Plain Writing Act of 2010
- Long title: An act to enhance citizen access to Government information and services by establishing that Government documents issued to the public must be written clearly, and for other purposes.
- Enacted by: the 111th United States Congress
- Effective: October 13, 2010

Citations
- Public law: 111-274
- Statutes at Large: 124 Stat. 2861

Codification
- U.S.C. sections amended: 5 USC 301 note

Legislative history
- Introduced in the House as H.R. 946 by Bruce Braley (D–IA) on February 10, 2009; Committee consideration by House Oversight and Government Reform; Passed the House on March 17, 2010 (386–33); Passed the Senate on September 27, 2010 (unanimous consent) with amendment; House agreed to Senate amendment on September 29, 2010 (341–82); Signed into law by President Barack Obama on October 13, 2010;

= Plain Writing Act of 2010 =

U.S. writing law

On June 1, 1998, President Bill Clinton issued a Memorandum on Plain Language in Government Writing. (PDF) The rationale for this memorandum was to "make the Government more responsive, accessible, and understandable in its communications with the public" and its goal is to save the Government and the private sector "time, effort and money." Accompanying guidance was issued at the time the memorandum entered the record.

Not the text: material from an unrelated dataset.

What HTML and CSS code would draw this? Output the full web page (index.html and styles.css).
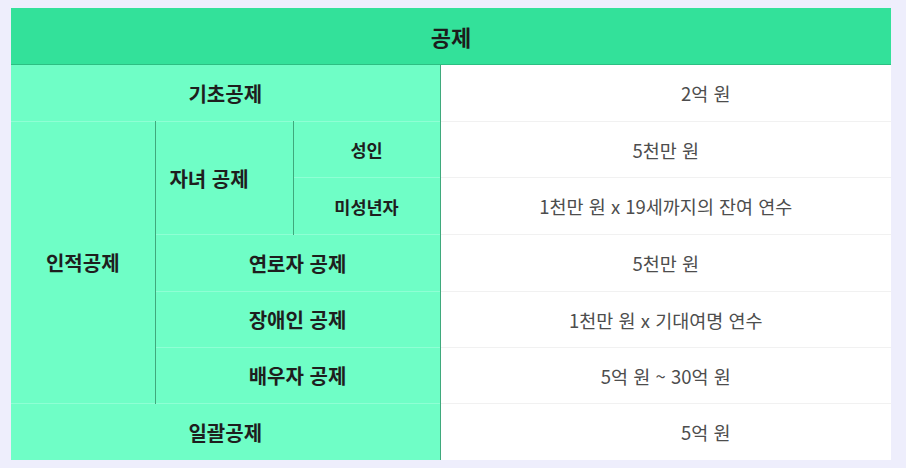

Signed into law on October 13, 2010, by President Obama, the Plain Writing Act of 2010 () is a United States federal law that requires that federal executive agencies:
- Use plain writing in every covered document that the agency issues or substantially revises
- Train employees in "plain writing" practices
- Establish a process for overseeing the agency's compliance with this Act
- Create and maintain a plain writing section on the agency's website to inform the public of agency compliance with the requirements of this Act
- Provide a mechanism for the agency to receive and respond to public input on agency implementation and agency reports required under this Act, and be accessible from its homepage
- Designate one or more agency points-of-contact to receive and respond to public input on the implementation of this Act

==Example==

Before:
The amount of expenses reimbursed to a claimant under this subpart shall be reduced by any amount that the claimant receives from a collateral source. In cases in which a claimant receives reimbursement under this subpart for expenses that also will or may be reimbursed from another source, the claimant shall subrogate the United States to the claim for payment from the collateral source up to the amount for which the claimant was reimbursed under this subpart.
After:
If you get a payment from a collateral source, we will reduce our payment by the amount you get. If you get payments from us and from a collateral source for the same expenses, you must pay us back the amount we paid you.